I remember in 5th grade, my teacher was Mrs. Kendrick. Or was it Mrs. Heater? No, Mrs. Heater was 4th grade. This was definitely Mrs. Kendrick. It was nearing Christmas break, and as an exercise she asked us all to take a minute, and figure out how old we’d be when we got to the year 2000.
How vivid that moment is – I remember thinking “31?! Oh man I’m gonna be SO OLD!” Mrs. Kendrick then led us on a discussion about what things we thought might change the most, and what would be different when we got to the year 2000. (I was a big fan of the reruns of the TV show “Lost In Space” at that point, so i was pretty sure I was going to wind up on a spaceship like Will Robinson, with a robot pal and a life of cosmic adventure! Sadly, no luck so far.)

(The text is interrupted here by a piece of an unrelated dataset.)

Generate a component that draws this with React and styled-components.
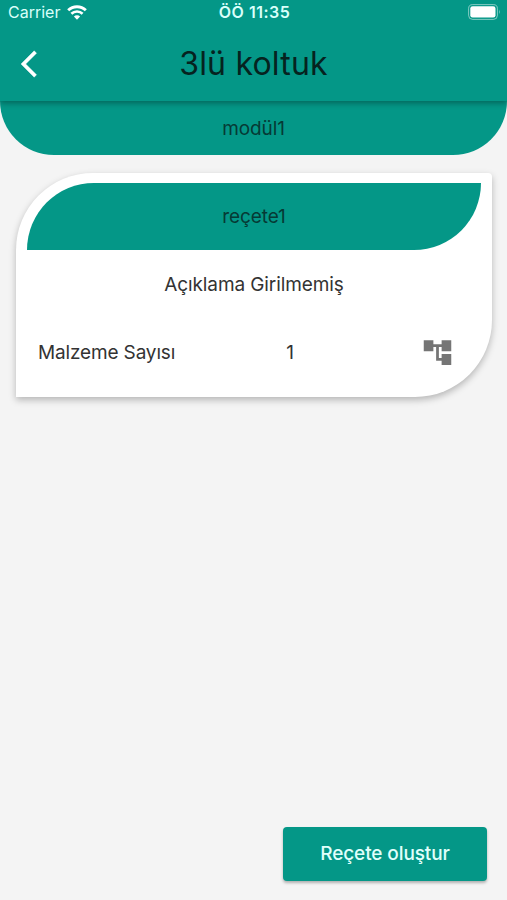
import styled, { createGlobalStyle } from "styled-components";
import { MdAccountTree, MdArrowBackIos } from "react-icons/md";

const recipes = [
  { name: "reçete1", description: "Açıklama Girilmemiş", materialCount: 1 },
];

export default function App() {
  return (
    <Screen>
      <GlobalStyle />
      <Header>
        <StatusBar>
          <Carrier>
            <span>Carrier</span>
            <WifiIcon />
          </Carrier>
          <Clock>ÖÖ 11:35</Clock>
          <BatteryIcon />
        </StatusBar>
        <AppBar>
          <BackButton aria-label="Geri">
            <MdArrowBackIos size={32} />
          </BackButton>
          <Title>3lü koltuk</Title>
        </AppBar>
      </Header>
      <ModuleBar>modül1</ModuleBar>
      <RecipeList>
        {recipes.map((recipe) => (
          <RecipeCard key={recipe.name}>
            <RecipeName>{recipe.name}</RecipeName>
            <Description>{recipe.description}</Description>
            <MaterialRow>
              <MaterialLabel>Malzeme Sayısı</MaterialLabel>
              <MaterialCount>{recipe.materialCount}</MaterialCount>
              <TreeButton aria-label="Malzemeler">
                <MdAccountTree size={33} />
              </TreeButton>
            </MaterialRow>
          </RecipeCard>
        ))}
      </RecipeList>
      <Footer>
        <CreateButton>Reçete oluştur</CreateButton>
      </Footer>
    </Screen>
  );
}

function WifiIcon() {
  return (
    <svg width="20" height="15" viewBox="0 0 20 15" fill="none">
      <path d="M1.2 5.3a12.6 12.6 0 0 1 17.6 0" stroke="#fff" strokeWidth="2.9" />
      <path d="M4.4 8.8a8 8 0 0 1 11.2 0" stroke="#fff" strokeWidth="2.6" />
      <path d="M6.9 11.5a4.4 4.4 0 0 1 6.2 0L10 14.7z" fill="#fff" />
    </svg>
  );
}

function BatteryIcon() {
  return (
    <svg width="33" height="16" viewBox="0 0 33 16" fill="none">
      <rect x="0.6" y="0.6" width="28.8" height="14.8" rx="4" stroke="#fff" strokeOpacity="0.5" />
      <rect x="2.3" y="2.3" width="25.2" height="11.2" rx="2.3" fill="#fff" />
      <path d="M31 5.5q1.6 2.4 0 4.8z" fill="#fff" fillOpacity="0.5" />
    </svg>
  );
}

const GlobalStyle = createGlobalStyle`
  * {
    box-sizing: border-box;
  }
  body {
    margin: 0;
    font-family: Inter, "Liberation Sans", sans-serif;
    font-size: 19px;
    letter-spacing: -0.1px;
    color: #333;
  }
  button {
    font: inherit;
    letter-spacing: inherit;
    border: 0;
    padding: 0;
    background: none;
  }
  svg {
    display: block;
  }
`;
const Screen = styled.div`
  display: flex;
  flex-direction: column;
  width: 507px;
  height: 900px;
  overflow: hidden;
  background: #f4f4f4;
`;
const Header = styled.header`
  position: relative;
  z-index: 1;
  height: 101px;
  background: #049787;
  box-shadow: 0 2px 6px rgba(0, 0, 0, 0.35);
`;
const StatusBar = styled.div`
  display: grid;
  grid-template-columns: 1fr auto 1fr;
  align-items: center;
  height: 24px;
  padding: 0 6px 0 8px;
  font-size: 16px;
  color: #d9fffa;

  > :last-child {
    justify-self: end;
  }
`;
const Carrier = styled.div`
  display: flex;
  align-items: center;
  gap: 7px;
  letter-spacing: 0;
`;
const Clock = styled.span`
  font-weight: 600;
  letter-spacing: 0.5px;
`;
const AppBar = styled.div`
  display: grid;
  grid-template-columns: 60px 1fr 60px;
  align-items: center;
  height: 79px;
`;
const BackButton = styled.button`
  padding-left: 21px;
  color: #fff;

  path:not([fill="none"]) {
    stroke: #fff;
    stroke-width: 0.3;
  }
  path[fill="none"] {
    stroke: none;
  }
`;
const Title = styled.h1`
  margin: 0;
  text-align: center;
  font-size: 32px;
  font-weight: 400;
  letter-spacing: 0.2px;
  color: #06231f;
`;
const ModuleBar = styled.div`
  display: flex;
  align-items: center;
  justify-content: center;
  height: 54px;
  border-radius: 0 0 54px 54px;
  background: #049787;
  color: #063a35;
`;
const RecipeList = styled.main`
  flex: 1;
  padding: 18px 15px 0 16px;
`;
const RecipeCard = styled.article`
  height: 224px;
  padding: 10px 11px;
  border-radius: 77px 4px 77px 0;
  background: #fff;
  box-shadow: 0 3px 7px rgba(0, 0, 0, 0.26);
`;
const RecipeName = styled.div`
  display: flex;
  align-items: center;
  justify-content: center;
  height: 67px;
  border-radius: 67px 0 67px 0;
  background: #049787;
  color: #063a35;
`;
const Description = styled.p`
  margin: 0;
  line-height: 69px;
  text-align: center;
`;
const MaterialRow = styled.div`
  display: grid;
  grid-template-columns: 177px 150px 1fr;
  align-items: center;
  height: 67px;
  padding-left: 11px;
`;
const MaterialLabel = styled.span`
  letter-spacing: -0.15px;
`;
const MaterialCount = styled.span`
  text-align: center;
`;
const TreeButton = styled.button`
  justify-self: end;
  margin-right: 27px;
  color: #757575;
`;
const Footer = styled.footer`
  display: flex;
  justify-content: flex-end;
  padding: 0 20px 19px;
`;
const CreateButton = styled.button`
  && {
    width: 204px;
    height: 54px;
    padding-bottom: 2px;
    border-radius: 4px;
    background: #049787;
    box-shadow: 0 2px 3px rgba(0, 0, 0, 0.28);
    color: #e0fffb;
    font-weight: 500;
  }
`;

Now, here we are 22 years PAST that magical point that seemed so far away. And the world sure is different than it was in 5th grade. My knees today, walking up the stairs at work, were WISHING they were 31 again! 🙂
I definitely didn’t think we’d be in year three of a global pandemic, and only a year past an armed insurrection trying to topple our democracy from the inside. I wouldn’t have predicted a kidney transplant, or the illnesses that led to it. I couldn’t have begun to guess at how blessed I’d feel to have a family as wonderful as the one I do, or how happy being with my wife and kids would make me. And, in 5th grade, I had no idea that I’d fall in love with storytelling, and theatre, and the joy I would get from bringing stories to life for people to be entertained by, and challenged by. Funny to think that at that point in my life I was still several years from the show that shifted my life forever, a Huron Civic Theatre production of Fiddler On The Roof that my parents took me to. The minute the lights went down and the curtain went up, I was hooked.
And now here we are – in 2022. I’m lucky to run a professional regional theatre with some of my closest friends, and despite the pandemic, the political polarization, the ridiculous denials of basic science, and the many challenges the whole planet currently faces, I’m happy and optimistic about our future. Are there challenges to overcome? Sure. But when haven’t there been? Right next to them, thankfully, are people working to solve them. And I still believe there are more people operating from a place of common sense, decency and compassion than there are operating from fear and greed and malice.
So, bring on the new year! There are good things on the horizon, and I still believe anything is possible! I mean – just a couple of months ago, we got a new season of the rebooted “Lost In Space” on Netflix – so maybe those 5th grade dreams still have a shot.